▸ What is expected:
Copy the listing verbatim, excluding any images found in it.

****************************************

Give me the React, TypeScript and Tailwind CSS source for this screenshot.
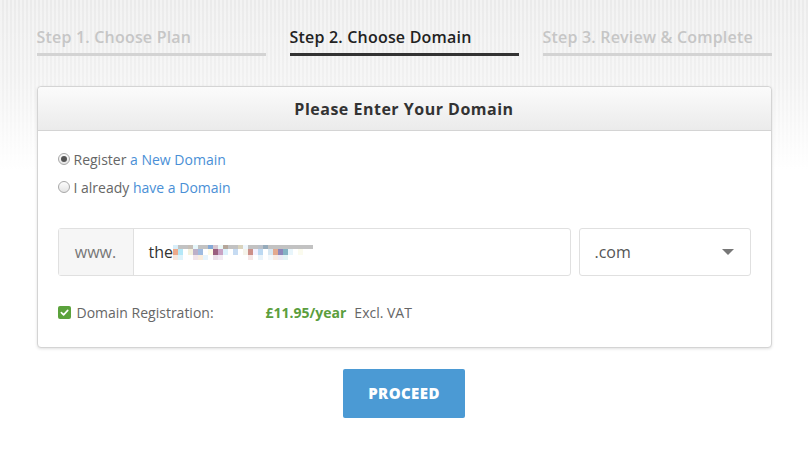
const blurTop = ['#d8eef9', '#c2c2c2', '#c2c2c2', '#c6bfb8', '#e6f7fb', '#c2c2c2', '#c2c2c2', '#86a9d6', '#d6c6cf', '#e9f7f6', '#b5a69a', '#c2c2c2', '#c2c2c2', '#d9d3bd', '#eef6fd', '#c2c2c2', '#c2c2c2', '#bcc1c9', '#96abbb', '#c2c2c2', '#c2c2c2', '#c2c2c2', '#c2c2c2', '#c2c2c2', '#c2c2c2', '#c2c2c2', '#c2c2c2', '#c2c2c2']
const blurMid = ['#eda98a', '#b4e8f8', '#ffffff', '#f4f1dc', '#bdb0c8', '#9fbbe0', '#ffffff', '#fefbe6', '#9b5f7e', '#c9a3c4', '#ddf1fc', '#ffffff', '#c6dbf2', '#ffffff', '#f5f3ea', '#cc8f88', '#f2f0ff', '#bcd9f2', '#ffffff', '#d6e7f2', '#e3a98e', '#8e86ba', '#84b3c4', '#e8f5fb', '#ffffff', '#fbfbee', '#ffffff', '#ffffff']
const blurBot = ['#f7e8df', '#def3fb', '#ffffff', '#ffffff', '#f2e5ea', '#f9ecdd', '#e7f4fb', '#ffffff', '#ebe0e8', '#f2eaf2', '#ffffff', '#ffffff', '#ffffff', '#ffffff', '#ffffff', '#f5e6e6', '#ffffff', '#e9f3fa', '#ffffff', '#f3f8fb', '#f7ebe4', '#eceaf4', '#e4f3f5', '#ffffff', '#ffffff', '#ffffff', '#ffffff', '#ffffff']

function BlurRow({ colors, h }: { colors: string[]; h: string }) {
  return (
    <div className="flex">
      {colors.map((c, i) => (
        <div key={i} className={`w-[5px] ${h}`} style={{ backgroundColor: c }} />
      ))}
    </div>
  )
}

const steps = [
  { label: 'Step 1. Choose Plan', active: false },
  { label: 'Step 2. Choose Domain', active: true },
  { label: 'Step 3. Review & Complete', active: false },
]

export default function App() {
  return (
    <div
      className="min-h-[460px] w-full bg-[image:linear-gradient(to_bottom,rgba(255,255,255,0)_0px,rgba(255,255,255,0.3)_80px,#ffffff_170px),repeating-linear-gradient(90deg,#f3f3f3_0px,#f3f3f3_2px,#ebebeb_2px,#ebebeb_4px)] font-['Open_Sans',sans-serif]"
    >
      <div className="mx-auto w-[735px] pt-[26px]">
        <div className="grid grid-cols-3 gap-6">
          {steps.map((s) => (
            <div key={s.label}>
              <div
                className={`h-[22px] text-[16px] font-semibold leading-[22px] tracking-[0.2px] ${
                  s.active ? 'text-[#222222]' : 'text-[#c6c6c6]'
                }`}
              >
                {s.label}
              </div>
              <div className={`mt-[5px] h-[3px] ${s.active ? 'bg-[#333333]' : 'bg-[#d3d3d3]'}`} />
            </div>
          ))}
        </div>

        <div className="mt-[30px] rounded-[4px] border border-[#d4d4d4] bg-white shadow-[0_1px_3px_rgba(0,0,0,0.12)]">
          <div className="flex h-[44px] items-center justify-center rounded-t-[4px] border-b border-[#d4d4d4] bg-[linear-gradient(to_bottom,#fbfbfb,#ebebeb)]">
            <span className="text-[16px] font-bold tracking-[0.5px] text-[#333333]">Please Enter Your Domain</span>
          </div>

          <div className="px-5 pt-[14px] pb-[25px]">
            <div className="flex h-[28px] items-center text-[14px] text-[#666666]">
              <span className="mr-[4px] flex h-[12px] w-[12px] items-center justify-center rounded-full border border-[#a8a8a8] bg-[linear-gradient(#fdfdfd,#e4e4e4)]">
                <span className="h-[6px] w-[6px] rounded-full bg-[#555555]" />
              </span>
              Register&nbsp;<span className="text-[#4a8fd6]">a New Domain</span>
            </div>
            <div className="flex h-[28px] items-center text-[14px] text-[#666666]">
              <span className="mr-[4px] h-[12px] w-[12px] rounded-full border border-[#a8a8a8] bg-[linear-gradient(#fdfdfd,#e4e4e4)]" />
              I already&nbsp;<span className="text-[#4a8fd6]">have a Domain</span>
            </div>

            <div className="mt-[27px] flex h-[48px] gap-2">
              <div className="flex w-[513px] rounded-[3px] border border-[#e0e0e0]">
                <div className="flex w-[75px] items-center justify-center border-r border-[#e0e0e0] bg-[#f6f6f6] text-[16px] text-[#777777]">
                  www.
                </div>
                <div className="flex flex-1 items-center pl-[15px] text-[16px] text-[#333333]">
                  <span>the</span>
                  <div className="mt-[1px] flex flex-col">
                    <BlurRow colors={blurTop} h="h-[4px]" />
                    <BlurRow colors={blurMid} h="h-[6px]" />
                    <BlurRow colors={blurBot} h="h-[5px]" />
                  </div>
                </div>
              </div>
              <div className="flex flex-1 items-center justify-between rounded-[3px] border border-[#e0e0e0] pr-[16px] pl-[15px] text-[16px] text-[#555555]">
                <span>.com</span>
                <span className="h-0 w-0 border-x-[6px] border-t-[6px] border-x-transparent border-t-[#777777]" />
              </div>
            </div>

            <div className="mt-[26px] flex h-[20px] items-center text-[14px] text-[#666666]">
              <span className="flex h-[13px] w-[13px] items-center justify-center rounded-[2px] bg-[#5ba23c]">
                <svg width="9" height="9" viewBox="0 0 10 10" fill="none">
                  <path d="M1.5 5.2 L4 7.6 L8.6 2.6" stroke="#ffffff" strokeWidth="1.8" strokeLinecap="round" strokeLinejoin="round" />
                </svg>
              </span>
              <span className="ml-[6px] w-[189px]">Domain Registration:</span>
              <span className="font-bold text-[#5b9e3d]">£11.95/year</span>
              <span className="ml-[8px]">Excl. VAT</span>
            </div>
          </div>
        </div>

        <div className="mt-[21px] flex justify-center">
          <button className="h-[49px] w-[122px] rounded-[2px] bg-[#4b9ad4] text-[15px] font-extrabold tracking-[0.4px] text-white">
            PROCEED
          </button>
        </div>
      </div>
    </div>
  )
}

****************************************

▸ Full output:
Give me the React, TypeScript and Tailwind CSS source for this screenshot.
const blurTop = ['#d8eef9', '#c2c2c2', '#c2c2c2', '#c6bfb8', '#e6f7fb', '#c2c2c2', '#c2c2c2', '#86a9d6', '#d6c6cf', '#e9f7f6', '#b5a69a', '#c2c2c2', '#c2c2c2', '#d9d3bd', '#eef6fd', '#c2c2c2', '#c2c2c2', '#bcc1c9', '#96abbb', '#c2c2c2', '#c2c2c2', '#c2c2c2', '#c2c2c2', '#c2c2c2', '#c2c2c2', '#c2c2c2', '#c2c2c2', '#c2c2c2']
const blurMid = ['#eda98a', '#b4e8f8', '#ffffff', '#f4f1dc', '#bdb0c8', '#9fbbe0', '#ffffff', '#fefbe6', '#9b5f7e', '#c9a3c4', '#ddf1fc', '#ffffff', '#c6dbf2', '#ffffff', '#f5f3ea', '#cc8f88', '#f2f0ff', '#bcd9f2', '#ffffff', '#d6e7f2', '#e3a98e', '#8e86ba', '#84b3c4', '#e8f5fb', '#ffffff', '#fbfbee', '#ffffff', '#ffffff']
const blurBot = ['#f7e8df', '#def3fb', '#ffffff', '#ffffff', '#f2e5ea', '#f9ecdd', '#e7f4fb', '#ffffff', '#ebe0e8', '#f2eaf2', '#ffffff', '#ffffff', '#ffffff', '#ffffff', '#ffffff', '#f5e6e6', '#ffffff', '#e9f3fa', '#ffffff', '#f3f8fb', '#f7ebe4', '#eceaf4', '#e4f3f5', '#ffffff', '#ffffff', '#ffffff', '#ffffff', '#ffffff']

function BlurRow({ colors, h }: { colors: string[]; h: string }) {
  return (
    <div className="flex">
      {colors.map((c, i) => (
        <div key={i} className={`w-[5px] ${h}`} style={{ backgroundColor: c }} />
      ))}
    </div>
  )
}

const steps = [
  { label: 'Step 1. Choose Plan', active: false },
  { label: 'Step 2. Choose Domain', active: true },
  { label: 'Step 3. Review & Complete', active: false },
]

export default function App() {
  return (
    <div
      className="min-h-[460px] w-full bg-[image:linear-gradient(to_bottom,rgba(255,255,255,0)_0px,rgba(255,255,255,0.3)_80px,#ffffff_170px),repeating-linear-gradient(90deg,#f3f3f3_0px,#f3f3f3_2px,#ebebeb_2px,#ebebeb_4px)] font-['Open_Sans',sans-serif]"
    >
      <div className="mx-auto w-[735px] pt-[26px]">
        <div className="grid grid-cols-3 gap-6">
          {steps.map((s) => (
            <div key={s.label}>
              <div
                className={`h-[22px] text-[16px] font-semibold leading-[22px] tracking-[0.2px] ${
                  s.active ? 'text-[#222222]' : 'text-[#c6c6c6]'
                }`}
              >
                {s.label}
              </div>
              <div className={`mt-[5px] h-[3px] ${s.active ? 'bg-[#333333]' : 'bg-[#d3d3d3]'}`} />
            </div>
          ))}
        </div>

        <div className="mt-[30px] rounded-[4px] border border-[#d4d4d4] bg-white shadow-[0_1px_3px_rgba(0,0,0,0.12)]">
          <div className="flex h-[44px] items-center justify-center rounded-t-[4px] border-b border-[#d4d4d4] bg-[linear-gradient(to_bottom,#fbfbfb,#ebebeb)]">
            <span className="text-[16px] font-bold tracking-[0.5px] text-[#333333]">Please Enter Your Domain</span>
          </div>

          <div className="px-5 pt-[14px] pb-[25px]">
            <div className="flex h-[28px] items-center text-[14px] text-[#666666]">
              <span className="mr-[4px] flex h-[12px] w-[12px] items-center justify-center rounded-full border border-[#a8a8a8] bg-[linear-gradient(#fdfdfd,#e4e4e4)]">
                <span className="h-[6px] w-[6px] rounded-full bg-[#555555]" />
              </span>
              Register&nbsp;<span className="text-[#4a8fd6]">a New Domain</span>
            </div>
            <div className="flex h-[28px] items-center text-[14px] text-[#666666]">
              <span className="mr-[4px] h-[12px] w-[12px] rounded-full border border-[#a8a8a8] bg-[linear-gradient(#fdfdfd,#e4e4e4)]" />
              I already&nbsp;<span className="text-[#4a8fd6]">have a Domain</span>
            </div>

            <div className="mt-[27px] flex h-[48px] gap-2">
              <div className="flex w-[513px] rounded-[3px] border border-[#e0e0e0]">
                <div className="flex w-[75px] items-center justify-center border-r border-[#e0e0e0] bg-[#f6f6f6] text-[16px] text-[#777777]">
                  www.
                </div>
                <div className="flex flex-1 items-center pl-[15px] text-[16px] text-[#333333]">
                  <span>the</span>
                  <div className="mt-[1px] flex flex-col">
                    <BlurRow colors={blurTop} h="h-[4px]" />
                    <BlurRow colors={blurMid} h="h-[6px]" />
                    <BlurRow colors={blurBot} h="h-[5px]" />
                  </div>
                </div>
              </div>
              <div className="flex flex-1 items-center justify-between rounded-[3px] border border-[#e0e0e0] pr-[16px] pl-[15px] text-[16px] text-[#555555]">
                <span>.com</span>
                <span className="h-0 w-0 border-x-[6px] border-t-[6px] border-x-transparent border-t-[#777777]" />
              </div>
            </div>

            <div className="mt-[26px] flex h-[20px] items-center text-[14px] text-[#666666]">
              <span className="flex h-[13px] w-[13px] items-center justify-center rounded-[2px] bg-[#5ba23c]">
                <svg width="9" height="9" viewBox="0 0 10 10" fill="none">
                  <path d="M1.5 5.2 L4 7.6 L8.6 2.6" stroke="#ffffff" strokeWidth="1.8" strokeLinecap="round" strokeLinejoin="round" />
                </svg>
              </span>
              <span className="ml-[6px] w-[189px]">Domain Registration:</span>
              <span className="font-bold text-[#5b9e3d]">£11.95/year</span>
              <span className="ml-[8px]">Excl. VAT</span>
            </div>
          </div>
        </div>

        <div className="mt-[21px] flex justify-center">
          <button className="h-[49px] w-[122px] rounded-[2px] bg-[#4b9ad4] text-[15px] font-extrabold tracking-[0.4px] text-white">
            PROCEED
          </button>
        </div>
      </div>
    </div>
  )
}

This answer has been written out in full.